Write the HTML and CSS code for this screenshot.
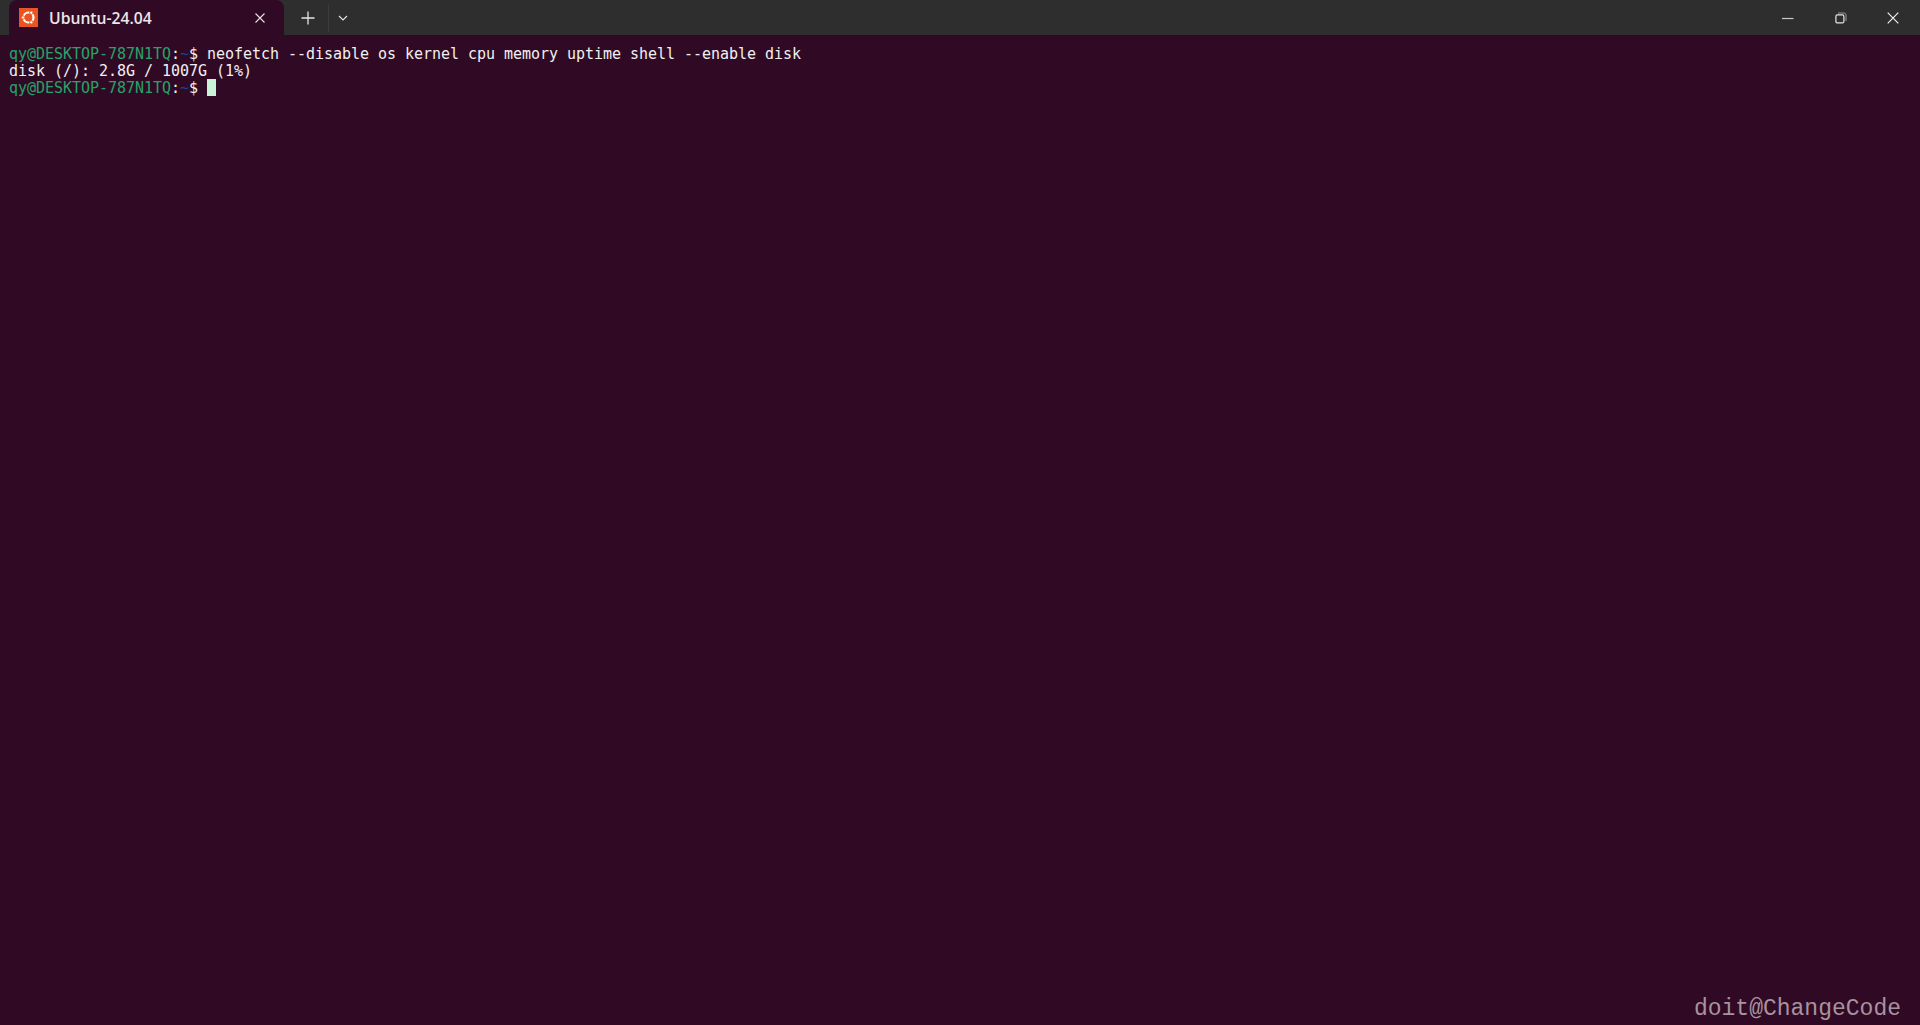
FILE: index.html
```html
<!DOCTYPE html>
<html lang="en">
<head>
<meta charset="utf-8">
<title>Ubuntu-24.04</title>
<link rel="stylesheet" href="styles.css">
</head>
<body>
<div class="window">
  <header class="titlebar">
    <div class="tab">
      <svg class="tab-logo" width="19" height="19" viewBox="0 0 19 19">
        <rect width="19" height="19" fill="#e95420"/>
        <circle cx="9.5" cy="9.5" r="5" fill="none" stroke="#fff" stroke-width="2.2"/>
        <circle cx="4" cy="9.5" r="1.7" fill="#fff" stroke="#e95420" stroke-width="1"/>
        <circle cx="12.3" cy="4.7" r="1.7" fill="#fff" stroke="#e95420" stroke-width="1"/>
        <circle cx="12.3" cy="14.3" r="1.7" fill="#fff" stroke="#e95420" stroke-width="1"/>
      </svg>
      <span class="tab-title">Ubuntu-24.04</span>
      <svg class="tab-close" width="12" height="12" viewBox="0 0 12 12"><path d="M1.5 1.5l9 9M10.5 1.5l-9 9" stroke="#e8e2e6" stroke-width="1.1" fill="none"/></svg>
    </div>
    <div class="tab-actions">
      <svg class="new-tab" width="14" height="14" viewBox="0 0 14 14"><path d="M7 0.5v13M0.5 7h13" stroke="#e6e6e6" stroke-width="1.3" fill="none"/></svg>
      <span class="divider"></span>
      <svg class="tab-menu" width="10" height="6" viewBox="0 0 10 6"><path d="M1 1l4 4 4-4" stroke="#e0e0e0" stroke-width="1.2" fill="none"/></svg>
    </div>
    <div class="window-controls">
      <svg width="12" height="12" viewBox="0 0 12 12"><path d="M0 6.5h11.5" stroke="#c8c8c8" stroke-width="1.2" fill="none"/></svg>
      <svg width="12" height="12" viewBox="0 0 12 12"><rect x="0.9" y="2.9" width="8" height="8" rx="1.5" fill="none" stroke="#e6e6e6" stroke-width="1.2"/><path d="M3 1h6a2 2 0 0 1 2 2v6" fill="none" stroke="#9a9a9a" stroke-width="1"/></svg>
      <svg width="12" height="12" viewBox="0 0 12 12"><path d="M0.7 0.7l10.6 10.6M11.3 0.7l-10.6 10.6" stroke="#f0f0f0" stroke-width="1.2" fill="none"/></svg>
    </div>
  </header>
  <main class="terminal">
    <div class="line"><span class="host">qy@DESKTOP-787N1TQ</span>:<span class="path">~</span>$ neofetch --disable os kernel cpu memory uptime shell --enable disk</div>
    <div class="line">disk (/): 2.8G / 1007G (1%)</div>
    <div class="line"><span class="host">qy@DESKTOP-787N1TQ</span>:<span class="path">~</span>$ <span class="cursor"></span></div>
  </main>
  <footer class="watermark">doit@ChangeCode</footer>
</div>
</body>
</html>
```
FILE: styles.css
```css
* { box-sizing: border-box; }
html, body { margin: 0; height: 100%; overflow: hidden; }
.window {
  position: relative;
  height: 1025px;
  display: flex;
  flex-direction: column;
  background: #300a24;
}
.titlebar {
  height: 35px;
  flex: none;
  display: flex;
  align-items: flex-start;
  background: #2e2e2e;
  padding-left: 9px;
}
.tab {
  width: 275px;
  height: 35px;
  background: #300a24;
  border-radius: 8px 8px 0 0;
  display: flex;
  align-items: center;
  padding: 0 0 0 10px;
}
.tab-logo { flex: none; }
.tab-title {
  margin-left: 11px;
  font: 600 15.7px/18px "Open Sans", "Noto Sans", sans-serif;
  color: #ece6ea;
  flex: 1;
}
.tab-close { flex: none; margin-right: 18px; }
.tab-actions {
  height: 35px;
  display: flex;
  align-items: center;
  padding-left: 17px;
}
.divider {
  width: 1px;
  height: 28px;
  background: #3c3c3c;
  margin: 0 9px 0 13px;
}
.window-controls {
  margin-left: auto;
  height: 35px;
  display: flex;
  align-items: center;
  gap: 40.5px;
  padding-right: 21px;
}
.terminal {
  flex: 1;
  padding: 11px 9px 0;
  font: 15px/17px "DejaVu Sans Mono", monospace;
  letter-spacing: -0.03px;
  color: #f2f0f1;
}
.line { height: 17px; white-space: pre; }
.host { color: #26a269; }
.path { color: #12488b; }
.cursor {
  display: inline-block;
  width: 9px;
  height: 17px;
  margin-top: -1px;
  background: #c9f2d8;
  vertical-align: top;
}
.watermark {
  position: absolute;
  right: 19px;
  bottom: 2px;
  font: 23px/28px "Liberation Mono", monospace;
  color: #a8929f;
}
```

++++++++++

PROBLEM: Transcribe the whole listing exactly. Pictures are excluded.

ANSWER TO THE TASK:
Write the HTML and CSS code for this screenshot.
FILE: index.html
```html
<!DOCTYPE html>
<html lang="en">
<head>
<meta charset="utf-8">
<title>Ubuntu-24.04</title>
<link rel="stylesheet" href="styles.css">
</head>
<body>
<div class="window">
  <header class="titlebar">
    <div class="tab">
      <svg class="tab-logo" width="19" height="19" viewBox="0 0 19 19">
        <rect width="19" height="19" fill="#e95420"/>
        <circle cx="9.5" cy="9.5" r="5" fill="none" stroke="#fff" stroke-width="2.2"/>
        <circle cx="4" cy="9.5" r="1.7" fill="#fff" stroke="#e95420" stroke-width="1"/>
        <circle cx="12.3" cy="4.7" r="1.7" fill="#fff" stroke="#e95420" stroke-width="1"/>
        <circle cx="12.3" cy="14.3" r="1.7" fill="#fff" stroke="#e95420" stroke-width="1"/>
      </svg>
      <span class="tab-title">Ubuntu-24.04</span>
      <svg class="tab-close" width="12" height="12" viewBox="0 0 12 12"><path d="M1.5 1.5l9 9M10.5 1.5l-9 9" stroke="#e8e2e6" stroke-width="1.1" fill="none"/></svg>
    </div>
    <div class="tab-actions">
      <svg class="new-tab" width="14" height="14" viewBox="0 0 14 14"><path d="M7 0.5v13M0.5 7h13" stroke="#e6e6e6" stroke-width="1.3" fill="none"/></svg>
      <span class="divider"></span>
      <svg class="tab-menu" width="10" height="6" viewBox="0 0 10 6"><path d="M1 1l4 4 4-4" stroke="#e0e0e0" stroke-width="1.2" fill="none"/></svg>
    </div>
    <div class="window-controls">
      <svg width="12" height="12" viewBox="0 0 12 12"><path d="M0 6.5h11.5" stroke="#c8c8c8" stroke-width="1.2" fill="none"/></svg>
      <svg width="12" height="12" viewBox="0 0 12 12"><rect x="0.9" y="2.9" width="8" height="8" rx="1.5" fill="none" stroke="#e6e6e6" stroke-width="1.2"/><path d="M3 1h6a2 2 0 0 1 2 2v6" fill="none" stroke="#9a9a9a" stroke-width="1"/></svg>
      <svg width="12" height="12" viewBox="0 0 12 12"><path d="M0.7 0.7l10.6 10.6M11.3 0.7l-10.6 10.6" stroke="#f0f0f0" stroke-width="1.2" fill="none"/></svg>
    </div>
  </header>
  <main class="terminal">
    <div class="line"><span class="host">qy@DESKTOP-787N1TQ</span>:<span class="path">~</span>$ neofetch --disable os kernel cpu memory uptime shell --enable disk</div>
    <div class="line">disk (/): 2.8G / 1007G (1%)</div>
    <div class="line"><span class="host">qy@DESKTOP-787N1TQ</span>:<span class="path">~</span>$ <span class="cursor"></span></div>
  </main>
  <footer class="watermark">doit@ChangeCode</footer>
</div>
</body>
</html>
```
FILE: styles.css
```css
* { box-sizing: border-box; }
html, body { margin: 0; height: 100%; overflow: hidden; }
.window {
  position: relative;
  height: 1025px;
  display: flex;
  flex-direction: column;
  background: #300a24;
}
.titlebar {
  height: 35px;
  flex: none;
  display: flex;
  align-items: flex-start;
  background: #2e2e2e;
  padding-left: 9px;
}
.tab {
  width: 275px;
  height: 35px;
  background: #300a24;
  border-radius: 8px 8px 0 0;
  display: flex;
  align-items: center;
  padding: 0 0 0 10px;
}
.tab-logo { flex: none; }
.tab-title {
  margin-left: 11px;
  font: 600 15.7px/18px "Open Sans", "Noto Sans", sans-serif;
  color: #ece6ea;
  flex: 1;
}
.tab-close { flex: none; margin-right: 18px; }
.tab-actions {
  height: 35px;
  display: flex;
  align-items: center;
  padding-left: 17px;
}
.divider {
  width: 1px;
  height: 28px;
  background: #3c3c3c;
  margin: 0 9px 0 13px;
}
.window-controls {
  margin-left: auto;
  height: 35px;
  display: flex;
  align-items: center;
  gap: 40.5px;
  padding-right: 21px;
}
.terminal {
  flex: 1;
  padding: 11px 9px 0;
  font: 15px/17px "DejaVu Sans Mono", monospace;
  letter-spacing: -0.03px;
  color: #f2f0f1;
}
.line { height: 17px; white-space: pre; }
.host { color: #26a269; }
.path { color: #12488b; }
.cursor {
  display: inline-block;
  width: 9px;
  height: 17px;
  margin-top: -1px;
  background: #c9f2d8;
  vertical-align: top;
}
.watermark {
  position: absolute;
  right: 19px;
  bottom: 2px;
  font: 23px/28px "Liberation Mono", monospace;
  color: #a8929f;
}
```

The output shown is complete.